— start of Provided material —

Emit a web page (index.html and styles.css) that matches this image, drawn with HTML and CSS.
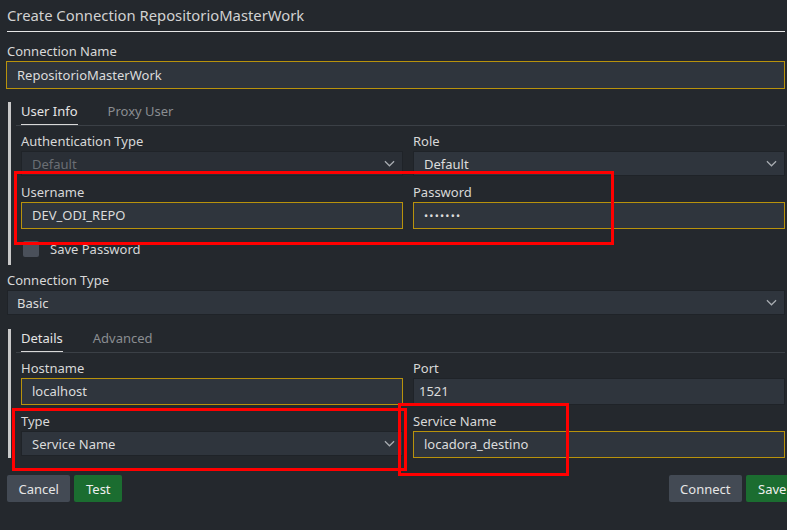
FILE: index.html
```html
<!DOCTYPE html>
<html>
<head>
<meta charset="utf-8">
<link rel="stylesheet" href="styles.css">
</head>
<body>
<div class="dialog">
  <div class="title">Create Connection RepositorioMasterWork</div>

  <div class="field conn-name">
    <label class="lbl">Connection Name</label>
    <div class="input focus">RepositorioMasterWork</div>
  </div>

  <div class="section sec1">
    <div class="tabs">
      <span class="tab active">User Info</span>
      <span class="tab">Proxy User</span>
    </div>
    <div class="grid">
      <div class="field">
        <label class="lbl">Authentication Type</label>
        <div class="select disabled"><span>Default</span><svg class="chev" viewBox="0 0 12 7"><path d="M1 1l5 5 5-5"/></svg></div>
      </div>
      <div class="field">
        <label class="lbl">Role</label>
        <div class="select"><span>Default</span><svg class="chev" viewBox="0 0 12 7"><path d="M1 1l5 5 5-5"/></svg></div>
      </div>
      <div class="field">
        <label class="lbl">Username</label>
        <div class="input focus">DEV_ODI_REPO</div>
      </div>
      <div class="field">
        <label class="lbl">Password</label>
        <div class="input focus pw">•••••••</div>
      </div>
    </div>
    <div class="check">
      <span class="box"></span>
      <span>Save Password</span>
    </div>
    <div class="hl hl1"></div>
  </div>

  <div class="field ctype">
    <label class="lbl top">Connection Type</label>
    <div class="select wide"><span>Basic</span><svg class="chev" viewBox="0 0 12 7"><path d="M1 1l5 5 5-5"/></svg></div>
  </div>

  <div class="section sec2">
    <div class="tabs">
      <span class="tab active">Details</span>
      <span class="tab">Advanced</span>
    </div>
    <div class="grid">
      <div class="field">
        <label class="lbl">Hostname</label>
        <div class="input focus">localhost</div>
      </div>
      <div class="field">
        <label class="lbl">Port</label>
        <div class="input port">1521</div>
      </div>
      <div class="field">
        <label class="lbl">Type</label>
        <div class="select"><span>Service Name</span><svg class="chev" viewBox="0 0 12 7"><path d="M1 1l5 5 5-5"/></svg></div>
      </div>
      <div class="field">
        <label class="lbl">Service Name</label>
        <div class="input focus">locadora_destino</div>
      </div>
    </div>
    <div class="hl hl2"></div>
    <div class="hl hl3"></div>
  </div>

  <div class="buttons">
    <div class="left">
      <button class="btn grey">Cancel</button>
      <button class="btn green">Test</button>
    </div>
    <div class="right">
      <button class="btn grey">Connect</button>
      <button class="btn green save">Save</button>
    </div>
  </div>
</div>
</body>
</html>
```

FILE: styles.css
```css
* { box-sizing: border-box; }
html, body {
  margin: 0;
  padding: 0;
  background: #24282d;
  overflow: hidden;
}
body {
  font-family: "Noto Sans", "Open Sans", sans-serif;
  font-size: 13px;
  color: #d6d6d6;
  width: 787px;
  height: 530px;
}
.dialog {
  padding: 4px 2px 0 7px;
}
.title {
  font-size: 14.8px;
  color: #d2d2d2;
  line-height: 22px;
  padding-bottom: 5px;
  border-bottom: 1px solid #e6e6e6;
}
.lbl {
  display: block;
  line-height: 18px;
  margin-bottom: 1px;
  color: #d8d8d8;
}
.conn-name {
  margin-top: 10px;
}
.input, .select {
  height: 27px;
  background: #2f353d;
  border: 1px solid #1f2328;
  color: #dcdcdc;
  line-height: 25px;
  padding: 0 10px;
  white-space: nowrap;
}
.conn-name .input {
  margin-left: -1px;
  height: 28px;
  line-height: 26px;
  border-color: #b8920c;
  border-right-color: #2f353d;
}
.input.focus { border-color: #b8920c; }
.input.pw { font-size: 11px; letter-spacing: 1.2px; padding-left: 10px; }
.input.port { padding-left: 5px; }
.select {
  height: 25px;
  line-height: 23px;
  display: flex;
  justify-content: space-between;
  align-items: center;
}
.select span { padding-top: 2px; }
.select.disabled { background: #2a2f36; color: #6a6e74; }
.select.wide { padding-left: 9px; }
.chev {
  width: 11px;
  height: 7px;
  fill: none;
  stroke: #a9adb2;
  stroke-width: 1.3;
  margin-right: -3px;
}
.section {
  position: relative;
  margin-left: 1px;
  border-left: 3px solid #c9c9c9;
  padding-left: 10px;
}
.sec1 {
  margin-top: 13px;
  padding-bottom: 8px;
}
.tabs {
  margin-left: -5px;
  padding-left: 5px;
  border-bottom: 1px solid #3b4046;
  display: flex;
  gap: 30px;
  line-height: 18px;
}
.tab {
  color: #8a8d91;
  padding-bottom: 4px;
}
.tab.active {
  color: #e4e4e4;
  border-bottom: 1px solid #d8d8d8;
}
.grid {
  margin-top: 6px;
  display: grid;
  grid-template-columns: 382px 1fr;
  column-gap: 10px;
  row-gap: 7px;
}
.check {
  display: flex;
  align-items: center;
  gap: 11px;
  margin-top: 12px;
  margin-left: 2px;
  line-height: 16px;
}
.box {
  width: 16px;
  height: 16px;
  background: #4a505a;
  border-radius: 2px;
}
.ctype { margin-top: 6px; }
.sec2 {
  margin-top: 14px;
}
.buttons {
  margin-top: 17px;
  display: flex;
  justify-content: space-between;
  margin-right: -2px;
}
.left, .right { display: flex; gap: 4px; }
.btn {
  font-family: inherit;
  font-size: 13px;
  height: 27px;
  border: 0;
  border-radius: 2px;
  padding: 0 11.5px;
  color: #e6e6e6;
}
.btn.grey { background: #434a54; }
.btn.green { background: #1b6d30; color: #f0f0f0; }
.btn.save { width: 41px; padding: 0 0 0 12px; text-align: left; border-radius: 2px 0 0 2px; }
.hl {
  position: absolute;
  border: 3px solid #ff0000;
  pointer-events: none;
}
.hl1 { left: 3px; top: 69px; width: 600px; height: 74px; }
.hl2 { left: 1px; top: 79px; width: 395px; height: 63px; }
.hl3 { left: 387px; top: 74px; width: 171px; height: 73px; }
```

— end of Provided material —

> **Given exercise**
Give every line back word for word and leave the pictures out.

> **The solution**
Emit a web page (index.html and styles.css) that matches this image, drawn with HTML and CSS.
FILE: index.html
```html
<!DOCTYPE html>
<html>
<head>
<meta charset="utf-8">
<link rel="stylesheet" href="styles.css">
</head>
<body>
<div class="dialog">
  <div class="title">Create Connection RepositorioMasterWork</div>

  <div class="field conn-name">
    <label class="lbl">Connection Name</label>
    <div class="input focus">RepositorioMasterWork</div>
  </div>

  <div class="section sec1">
    <div class="tabs">
      <span class="tab active">User Info</span>
      <span class="tab">Proxy User</span>
    </div>
    <div class="grid">
      <div class="field">
        <label class="lbl">Authentication Type</label>
        <div class="select disabled"><span>Default</span><svg class="chev" viewBox="0 0 12 7"><path d="M1 1l5 5 5-5"/></svg></div>
      </div>
      <div class="field">
        <label class="lbl">Role</label>
        <div class="select"><span>Default</span><svg class="chev" viewBox="0 0 12 7"><path d="M1 1l5 5 5-5"/></svg></div>
      </div>
      <div class="field">
        <label class="lbl">Username</label>
        <div class="input focus">DEV_ODI_REPO</div>
      </div>
      <div class="field">
        <label class="lbl">Password</label>
        <div class="input focus pw">•••••••</div>
      </div>
    </div>
    <div class="check">
      <span class="box"></span>
      <span>Save Password</span>
    </div>
    <div class="hl hl1"></div>
  </div>

  <div class="field ctype">
    <label class="lbl top">Connection Type</label>
    <div class="select wide"><span>Basic</span><svg class="chev" viewBox="0 0 12 7"><path d="M1 1l5 5 5-5"/></svg></div>
  </div>

  <div class="section sec2">
    <div class="tabs">
      <span class="tab active">Details</span>
      <span class="tab">Advanced</span>
    </div>
    <div class="grid">
      <div class="field">
        <label class="lbl">Hostname</label>
        <div class="input focus">localhost</div>
      </div>
      <div class="field">
        <label class="lbl">Port</label>
        <div class="input port">1521</div>
      </div>
      <div class="field">
        <label class="lbl">Type</label>
        <div class="select"><span>Service Name</span><svg class="chev" viewBox="0 0 12 7"><path d="M1 1l5 5 5-5"/></svg></div>
      </div>
      <div class="field">
        <label class="lbl">Service Name</label>
        <div class="input focus">locadora_destino</div>
      </div>
    </div>
    <div class="hl hl2"></div>
    <div class="hl hl3"></div>
  </div>

  <div class="buttons">
    <div class="left">
      <button class="btn grey">Cancel</button>
      <button class="btn green">Test</button>
    </div>
    <div class="right">
      <button class="btn grey">Connect</button>
      <button class="btn green save">Save</button>
    </div>
  </div>
</div>
</body>
</html>
```

FILE: styles.css
```css
* { box-sizing: border-box; }
html, body {
  margin: 0;
  padding: 0;
  background: #24282d;
  overflow: hidden;
}
body {
  font-family: "Noto Sans", "Open Sans", sans-serif;
  font-size: 13px;
  color: #d6d6d6;
  width: 787px;
  height: 530px;
}
.dialog {
  padding: 4px 2px 0 7px;
}
.title {
  font-size: 14.8px;
  color: #d2d2d2;
  line-height: 22px;
  padding-bottom: 5px;
  border-bottom: 1px solid #e6e6e6;
}
.lbl {
  display: block;
  line-height: 18px;
  margin-bottom: 1px;
  color: #d8d8d8;
}
.conn-name {
  margin-top: 10px;
}
.input, .select {
  height: 27px;
  background: #2f353d;
  border: 1px solid #1f2328;
  color: #dcdcdc;
  line-height: 25px;
  padding: 0 10px;
  white-space: nowrap;
}
.conn-name .input {
  margin-left: -1px;
  height: 28px;
  line-height: 26px;
  border-color: #b8920c;
  border-right-color: #2f353d;
}
.input.focus { border-color: #b8920c; }
.input.pw { font-size: 11px; letter-spacing: 1.2px; padding-left: 10px; }
.input.port { padding-left: 5px; }
.select {
  height: 25px;
  line-height: 23px;
  display: flex;
  justify-content: space-between;
  align-items: center;
}
.select span { padding-top: 2px; }
.select.disabled { background: #2a2f36; color: #6a6e74; }
.select.wide { padding-left: 9px; }
.chev {
  width: 11px;
  height: 7px;
  fill: none;
  stroke: #a9adb2;
  stroke-width: 1.3;
  margin-right: -3px;
}
.section {
  position: relative;
  margin-left: 1px;
  border-left: 3px solid #c9c9c9;
  padding-left: 10px;
}
.sec1 {
  margin-top: 13px;
  padding-bottom: 8px;
}
.tabs {
  margin-left: -5px;
  padding-left: 5px;
  border-bottom: 1px solid #3b4046;
  display: flex;
  gap: 30px;
  line-height: 18px;
}
.tab {
  color: #8a8d91;
  padding-bottom: 4px;
}
.tab.active {
  color: #e4e4e4;
  border-bottom: 1px solid #d8d8d8;
}
.grid {
  margin-top: 6px;
  display: grid;
  grid-template-columns: 382px 1fr;
  column-gap: 10px;
  row-gap: 7px;
}
.check {
  display: flex;
  align-items: center;
  gap: 11px;
  margin-top: 12px;
  margin-left: 2px;
  line-height: 16px;
}
.box {
  width: 16px;
  height: 16px;
  background: #4a505a;
  border-radius: 2px;
}
.ctype { margin-top: 6px; }
.sec2 {
  margin-top: 14px;
}
.buttons {
  margin-top: 17px;
  display: flex;
  justify-content: space-between;
  margin-right: -2px;
}
.left, .right { display: flex; gap: 4px; }
.btn {
  font-family: inherit;
  font-size: 13px;
  height: 27px;
  border: 0;
  border-radius: 2px;
  padding: 0 11.5px;
  color: #e6e6e6;
}
.btn.grey { background: #434a54; }
.btn.green { background: #1b6d30; color: #f0f0f0; }
.btn.save { width: 41px; padding: 0 0 0 12px; text-align: left; border-radius: 2px 0 0 2px; }
.hl {
  position: absolute;
  border: 3px solid #ff0000;
  pointer-events: none;
}
.hl1 { left: 3px; top: 69px; width: 600px; height: 74px; }
.hl2 { left: 1px; top: 79px; width: 395px; height: 63px; }
.hl3 { left: 387px; top: 74px; width: 171px; height: 73px; }
```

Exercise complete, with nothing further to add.